Tuesday, September 18

Men’s volleyball fails to dethrone No. 1 Long Beach State


Sophomore middle blocker Daenan Gyimah led the Bruins with 13 kills and a hitting percentage of .600. (Keila Mayberry/Daily Bruin staff)

Sophomore middle blocker Daenan Gyimah led the Bruins with 13 kills and a hitting percentage of .600. (Keila Mayberry/Daily Bruin staff)


The Bruins entered the Walter Pyramid with a chance at No. 1, but fell in four sets to the current kings of collegiate volleyball.

No. 2 UCLA men’s volleyball (14-2, 3-0 MPSF) lost to No. 1 Long Beach State (13-0) in front of a record-setting crowd of 4,560.

No team could take a decisive lead in the first set, with four lead changes and 12 ties. The largest point difference in the first set was two points.

A decisive moment in the first set was UCLA extending its lead to two points at 21-19 by scoring three in a row: a kill by sophomore middle blocker Daenan Gyimah followed by two straight attacking errors by Long Beach State opposites TJ DeFalco and Kyle Ensing.

Gyimah, the most efficient player offensively in the season before this game, finished with 13 kills, hitting for .600. But he said the Bruins could do better mentally.

“We can definitely do a better job there,” said Gyimah. “The problem with us is the mindset, the mental concentration. As long as we keep that up, the errors should go away a bit.”

UCLA took the first set 25-23, with the final point coming from a kill by senior opposite Christian Hessenauer.

Hessenauer led the team in the first set with five of UCLA’s 16 kills. Opposing him was DeFalco, who had four of Long Beach State’s 10 kills.
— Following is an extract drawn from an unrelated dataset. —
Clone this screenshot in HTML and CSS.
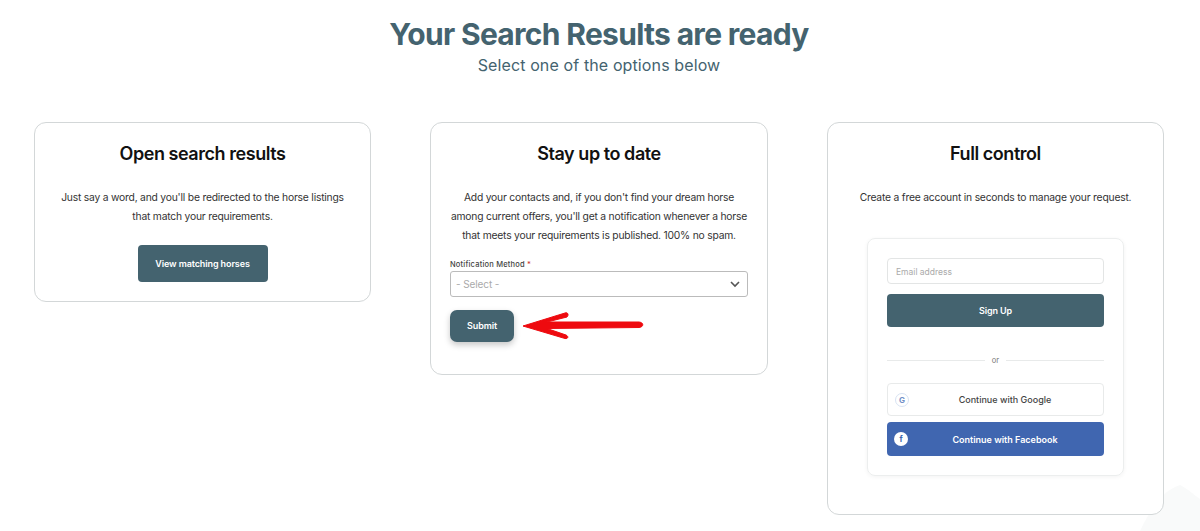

He would finish with 17 kills, hitting for .419. Junior setter Micah Ma’a said the 49ers’ offense is different from any other.

“They have an unbelievably fast offense and it challenges you and spreads you out,” Ma’a said. “We got challenged in a lot of ways that we haven’t seen this season and it showed in the score.”

Ma’a said the impact of DeFalco and Ensing is unmatched.

“Huge. You have two weapons on opposite sides of the floor. They get blocks that aren’t very well formed, they get a lot of good opportunities,” Ma’a said. “Two of the best players in the nation – and to have them on the same team is when they compliment each other really well. They’re going to get theirs, and we just have to limit it.”

Set two started similar to how the previous one ended, with no team building a lead. With the score at 9-8 in UCLA’s favor, the 49ers scored five points in a row. UCLA scored once to end the run, after which Long Beach followed up with three consecutive points.

Errors continued to hurt the Bruins throughout the second set and would continue into the later stages of the match. UCLA hit for -0.032 during the set, logging 14 errors total – nine attacking and five serving.

The set finished 25-15, with DeFalco recording the final point with a kill.

The third set displayed the efficiency of the 49ers’ offense, with only one error on 24 attempts, hitting for .500. Although the set was close, Long Beach State scored streaks of points, with over two points in a row occurring six times. Coach John Speraw said the 49er offense transitions from its defensive stops.

“They block so fundamentally well. It gives them lots of opportunities and attempts,” Speraw said. “They outdug us by 10, but at the end, it’s their conversions on those opportunities is far greater.”

Speraw said that the biggest challenges faced tonight and the area for improvement is the connections between players.

“First of all, we need to pass a little better. I don’t think it was our best passing night. We are going to have to get some more left-side production,” Speraw said. “We didn’t kill the ball very well on the left. We have to support our middles a little bit, so we are going to have to work on connections and choices, both from setter to hitter.”

The set finished with an attacking error from junior outside hitter Dylan Missry, who finished hitting for -.036, with six kills off of 28 attempts. The Bruins’ outside hitters struggled with their conversion rates, with leading scorer Hessenauer hitting under .200 for the third time this season.

The Bruins finished the match with 24 attacking errors and 25 service errors. UCLA hit for .191 as a team, whereas Long Beach State hit for .343, with Ensing and DeFalco leading the team.

In the deciding fourth set, UCLA had the lead at 18-15, but Long Beach State scored eight unanswered points to take the lead at 23-18. The set finished 25-21 to the 49ers, with the final point being a service error from Gyimah.

The Bruins will meet the 49ers again Wednesday at Pauley Pavilion.

“They stressed us and showed us a lot of areas we need to work on. For us, it was a great match in the long run,” Speraw said. “I’m excited to get an opportunity to play them again Wednesday.”